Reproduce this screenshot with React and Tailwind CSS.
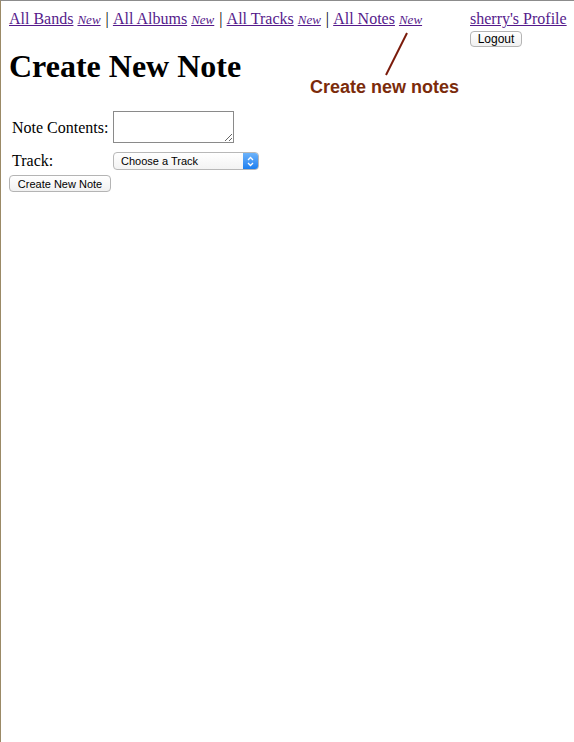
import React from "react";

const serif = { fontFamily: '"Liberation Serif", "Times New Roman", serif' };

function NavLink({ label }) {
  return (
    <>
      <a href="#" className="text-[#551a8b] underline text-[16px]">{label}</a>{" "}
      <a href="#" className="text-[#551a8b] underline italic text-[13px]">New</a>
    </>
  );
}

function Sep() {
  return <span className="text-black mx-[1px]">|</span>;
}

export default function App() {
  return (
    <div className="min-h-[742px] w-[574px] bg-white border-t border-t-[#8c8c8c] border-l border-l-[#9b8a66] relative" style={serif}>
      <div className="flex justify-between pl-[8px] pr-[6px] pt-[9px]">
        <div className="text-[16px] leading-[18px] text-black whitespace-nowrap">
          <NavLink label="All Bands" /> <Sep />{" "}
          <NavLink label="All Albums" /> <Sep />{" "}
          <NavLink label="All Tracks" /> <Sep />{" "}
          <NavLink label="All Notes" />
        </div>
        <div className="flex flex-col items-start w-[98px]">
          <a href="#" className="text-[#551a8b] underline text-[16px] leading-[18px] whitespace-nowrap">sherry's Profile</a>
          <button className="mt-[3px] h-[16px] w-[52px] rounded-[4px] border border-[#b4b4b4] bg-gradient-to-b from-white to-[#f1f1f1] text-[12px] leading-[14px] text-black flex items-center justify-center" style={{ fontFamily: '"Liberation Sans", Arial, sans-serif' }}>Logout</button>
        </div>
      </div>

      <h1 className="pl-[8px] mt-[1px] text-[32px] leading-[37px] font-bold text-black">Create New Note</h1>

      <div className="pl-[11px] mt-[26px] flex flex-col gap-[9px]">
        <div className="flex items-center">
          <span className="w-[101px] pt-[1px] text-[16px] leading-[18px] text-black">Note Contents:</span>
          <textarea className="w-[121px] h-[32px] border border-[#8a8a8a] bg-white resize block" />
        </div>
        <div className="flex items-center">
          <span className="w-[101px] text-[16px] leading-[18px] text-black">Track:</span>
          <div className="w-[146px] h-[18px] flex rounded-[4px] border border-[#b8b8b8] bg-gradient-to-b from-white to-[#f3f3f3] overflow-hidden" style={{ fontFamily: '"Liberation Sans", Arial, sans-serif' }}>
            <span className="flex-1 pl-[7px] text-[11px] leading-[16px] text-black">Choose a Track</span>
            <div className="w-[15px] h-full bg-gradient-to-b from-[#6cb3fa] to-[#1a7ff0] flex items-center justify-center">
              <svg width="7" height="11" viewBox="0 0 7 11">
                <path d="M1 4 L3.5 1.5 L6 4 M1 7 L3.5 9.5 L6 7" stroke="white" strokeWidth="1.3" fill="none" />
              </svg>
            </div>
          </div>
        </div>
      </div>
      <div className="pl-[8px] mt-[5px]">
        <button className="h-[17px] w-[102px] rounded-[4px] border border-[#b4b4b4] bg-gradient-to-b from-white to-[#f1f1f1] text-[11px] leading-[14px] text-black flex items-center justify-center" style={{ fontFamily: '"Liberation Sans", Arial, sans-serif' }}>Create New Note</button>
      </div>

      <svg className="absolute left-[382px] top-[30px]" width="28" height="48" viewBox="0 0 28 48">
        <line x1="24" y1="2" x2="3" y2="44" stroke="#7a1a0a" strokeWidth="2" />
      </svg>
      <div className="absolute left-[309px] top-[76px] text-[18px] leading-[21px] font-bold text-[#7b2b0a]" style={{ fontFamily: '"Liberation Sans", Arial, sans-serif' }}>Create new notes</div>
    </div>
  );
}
---
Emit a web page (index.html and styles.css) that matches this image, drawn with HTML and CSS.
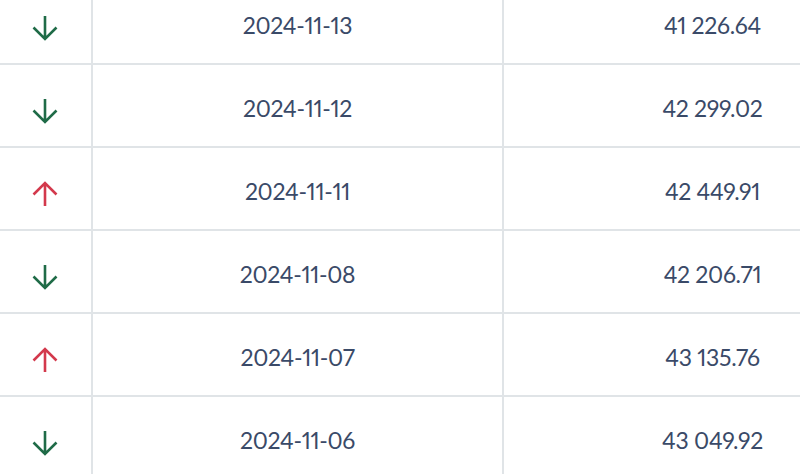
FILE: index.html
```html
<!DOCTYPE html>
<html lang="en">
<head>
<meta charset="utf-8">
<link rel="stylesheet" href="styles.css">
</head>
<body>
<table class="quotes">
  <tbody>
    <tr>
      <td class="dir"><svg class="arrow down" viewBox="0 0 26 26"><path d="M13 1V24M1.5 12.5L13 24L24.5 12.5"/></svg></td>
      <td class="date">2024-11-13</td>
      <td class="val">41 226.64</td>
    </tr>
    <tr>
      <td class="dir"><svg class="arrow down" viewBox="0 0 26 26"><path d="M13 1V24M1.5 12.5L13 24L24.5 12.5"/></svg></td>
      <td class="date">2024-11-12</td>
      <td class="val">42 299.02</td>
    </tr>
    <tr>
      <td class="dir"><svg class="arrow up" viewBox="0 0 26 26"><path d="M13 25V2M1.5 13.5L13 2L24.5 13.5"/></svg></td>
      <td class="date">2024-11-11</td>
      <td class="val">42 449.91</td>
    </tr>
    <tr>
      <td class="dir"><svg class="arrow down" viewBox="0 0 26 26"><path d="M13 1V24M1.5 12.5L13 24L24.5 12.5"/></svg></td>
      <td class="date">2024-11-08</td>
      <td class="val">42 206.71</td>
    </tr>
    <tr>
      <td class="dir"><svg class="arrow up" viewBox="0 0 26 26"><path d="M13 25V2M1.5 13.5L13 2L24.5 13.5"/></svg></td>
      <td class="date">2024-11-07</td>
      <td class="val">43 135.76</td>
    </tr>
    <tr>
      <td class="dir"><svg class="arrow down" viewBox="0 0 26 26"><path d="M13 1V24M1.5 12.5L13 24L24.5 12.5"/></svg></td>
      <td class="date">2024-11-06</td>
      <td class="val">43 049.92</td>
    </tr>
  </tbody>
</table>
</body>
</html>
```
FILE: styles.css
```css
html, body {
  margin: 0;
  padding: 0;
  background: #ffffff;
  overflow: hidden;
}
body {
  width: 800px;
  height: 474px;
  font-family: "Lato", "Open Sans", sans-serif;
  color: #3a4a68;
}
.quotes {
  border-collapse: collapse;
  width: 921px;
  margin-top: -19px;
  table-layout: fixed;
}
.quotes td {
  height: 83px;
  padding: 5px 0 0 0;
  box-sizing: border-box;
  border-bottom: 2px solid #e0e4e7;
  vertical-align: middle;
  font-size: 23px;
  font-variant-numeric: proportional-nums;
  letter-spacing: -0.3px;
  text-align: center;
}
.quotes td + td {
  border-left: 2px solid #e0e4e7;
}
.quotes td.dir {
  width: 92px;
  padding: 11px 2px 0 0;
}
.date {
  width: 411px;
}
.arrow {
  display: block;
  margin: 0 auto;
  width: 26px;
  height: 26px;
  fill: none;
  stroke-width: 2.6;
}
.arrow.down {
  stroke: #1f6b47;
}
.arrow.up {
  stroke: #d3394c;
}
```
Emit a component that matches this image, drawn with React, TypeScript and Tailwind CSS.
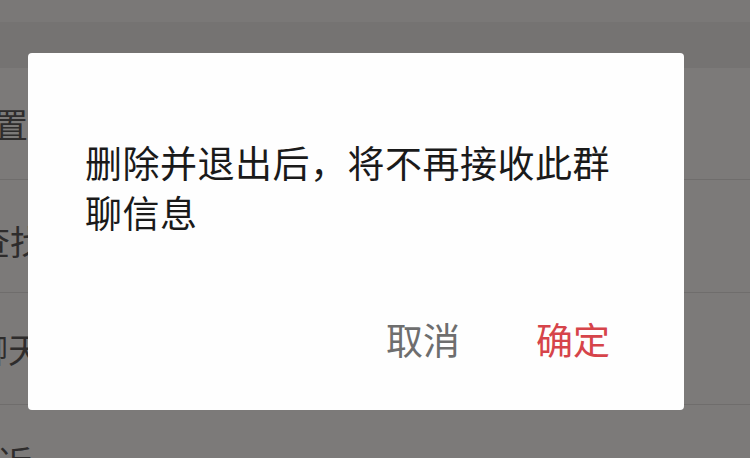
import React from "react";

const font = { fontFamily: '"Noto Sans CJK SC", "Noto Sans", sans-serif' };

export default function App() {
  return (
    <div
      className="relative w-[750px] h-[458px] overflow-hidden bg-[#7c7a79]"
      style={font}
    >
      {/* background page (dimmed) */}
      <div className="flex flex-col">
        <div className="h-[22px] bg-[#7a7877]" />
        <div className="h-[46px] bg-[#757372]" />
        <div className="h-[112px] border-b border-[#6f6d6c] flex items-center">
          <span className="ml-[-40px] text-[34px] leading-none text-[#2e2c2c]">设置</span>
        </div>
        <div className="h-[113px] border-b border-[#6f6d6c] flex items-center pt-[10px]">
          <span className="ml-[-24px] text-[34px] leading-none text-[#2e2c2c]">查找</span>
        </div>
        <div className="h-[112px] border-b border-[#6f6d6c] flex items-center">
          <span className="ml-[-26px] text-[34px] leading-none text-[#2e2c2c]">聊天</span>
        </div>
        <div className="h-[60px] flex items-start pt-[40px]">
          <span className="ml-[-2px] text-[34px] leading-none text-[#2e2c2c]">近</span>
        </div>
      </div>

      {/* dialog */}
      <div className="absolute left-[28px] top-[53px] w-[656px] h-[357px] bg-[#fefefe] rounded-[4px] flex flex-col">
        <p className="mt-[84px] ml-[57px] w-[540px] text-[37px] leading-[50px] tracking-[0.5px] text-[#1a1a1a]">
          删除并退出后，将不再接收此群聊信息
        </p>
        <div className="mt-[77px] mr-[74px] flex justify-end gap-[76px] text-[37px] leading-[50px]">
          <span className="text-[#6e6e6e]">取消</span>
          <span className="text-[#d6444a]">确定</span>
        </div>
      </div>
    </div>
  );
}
* * *
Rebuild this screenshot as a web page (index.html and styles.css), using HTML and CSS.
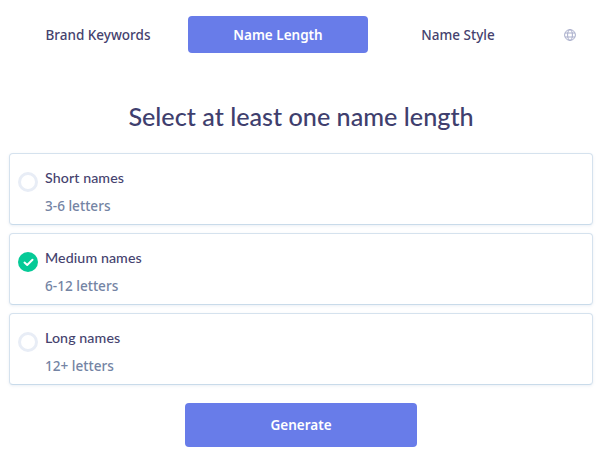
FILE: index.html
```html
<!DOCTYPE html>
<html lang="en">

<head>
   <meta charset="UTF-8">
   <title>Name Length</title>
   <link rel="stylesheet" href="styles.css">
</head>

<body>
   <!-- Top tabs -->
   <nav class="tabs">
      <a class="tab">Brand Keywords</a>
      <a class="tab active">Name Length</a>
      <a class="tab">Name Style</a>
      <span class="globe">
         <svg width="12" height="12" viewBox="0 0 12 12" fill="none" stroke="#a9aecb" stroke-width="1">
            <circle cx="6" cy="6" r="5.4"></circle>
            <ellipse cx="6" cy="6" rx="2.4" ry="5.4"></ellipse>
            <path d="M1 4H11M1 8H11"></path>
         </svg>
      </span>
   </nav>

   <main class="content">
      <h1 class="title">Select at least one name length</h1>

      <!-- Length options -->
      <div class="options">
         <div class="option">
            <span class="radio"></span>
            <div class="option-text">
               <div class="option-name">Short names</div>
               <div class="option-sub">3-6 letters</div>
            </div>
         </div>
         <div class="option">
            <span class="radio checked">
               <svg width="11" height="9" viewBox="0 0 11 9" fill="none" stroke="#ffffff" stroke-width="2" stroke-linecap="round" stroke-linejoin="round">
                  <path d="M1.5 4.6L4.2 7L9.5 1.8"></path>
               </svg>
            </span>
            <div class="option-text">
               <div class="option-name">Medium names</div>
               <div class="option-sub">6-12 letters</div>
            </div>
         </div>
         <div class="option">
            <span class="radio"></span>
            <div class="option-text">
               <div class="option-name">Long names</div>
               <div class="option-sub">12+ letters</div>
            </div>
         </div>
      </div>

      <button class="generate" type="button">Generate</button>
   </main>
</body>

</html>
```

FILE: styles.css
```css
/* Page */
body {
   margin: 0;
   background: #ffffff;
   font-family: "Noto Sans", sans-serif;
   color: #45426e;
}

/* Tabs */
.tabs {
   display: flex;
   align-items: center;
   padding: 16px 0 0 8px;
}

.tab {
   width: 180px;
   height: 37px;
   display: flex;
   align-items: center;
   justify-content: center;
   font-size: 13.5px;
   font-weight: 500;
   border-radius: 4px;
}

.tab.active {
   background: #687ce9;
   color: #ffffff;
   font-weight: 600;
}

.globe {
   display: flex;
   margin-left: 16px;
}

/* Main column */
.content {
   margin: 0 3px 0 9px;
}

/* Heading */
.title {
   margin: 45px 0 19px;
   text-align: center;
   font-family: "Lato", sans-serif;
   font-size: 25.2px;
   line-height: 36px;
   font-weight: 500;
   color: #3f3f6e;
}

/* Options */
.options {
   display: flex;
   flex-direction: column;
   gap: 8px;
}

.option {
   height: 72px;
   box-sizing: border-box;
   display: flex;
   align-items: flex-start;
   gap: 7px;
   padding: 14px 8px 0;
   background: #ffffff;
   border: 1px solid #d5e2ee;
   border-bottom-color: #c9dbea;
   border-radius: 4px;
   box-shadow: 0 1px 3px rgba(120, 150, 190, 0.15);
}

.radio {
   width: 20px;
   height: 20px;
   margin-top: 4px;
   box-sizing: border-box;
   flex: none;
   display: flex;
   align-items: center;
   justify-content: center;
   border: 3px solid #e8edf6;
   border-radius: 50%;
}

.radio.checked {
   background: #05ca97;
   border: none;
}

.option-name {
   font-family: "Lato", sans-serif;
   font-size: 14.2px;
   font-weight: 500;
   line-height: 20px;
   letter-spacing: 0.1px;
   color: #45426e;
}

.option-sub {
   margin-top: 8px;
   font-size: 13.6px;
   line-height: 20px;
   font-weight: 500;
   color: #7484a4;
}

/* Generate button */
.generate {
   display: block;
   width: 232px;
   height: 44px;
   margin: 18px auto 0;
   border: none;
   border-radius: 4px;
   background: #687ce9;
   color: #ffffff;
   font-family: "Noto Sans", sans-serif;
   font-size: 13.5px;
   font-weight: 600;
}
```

| Set task |
What is the number of lines in the records that contain the word "React"? Answer with the number and nothing else.

| Result of this task |
4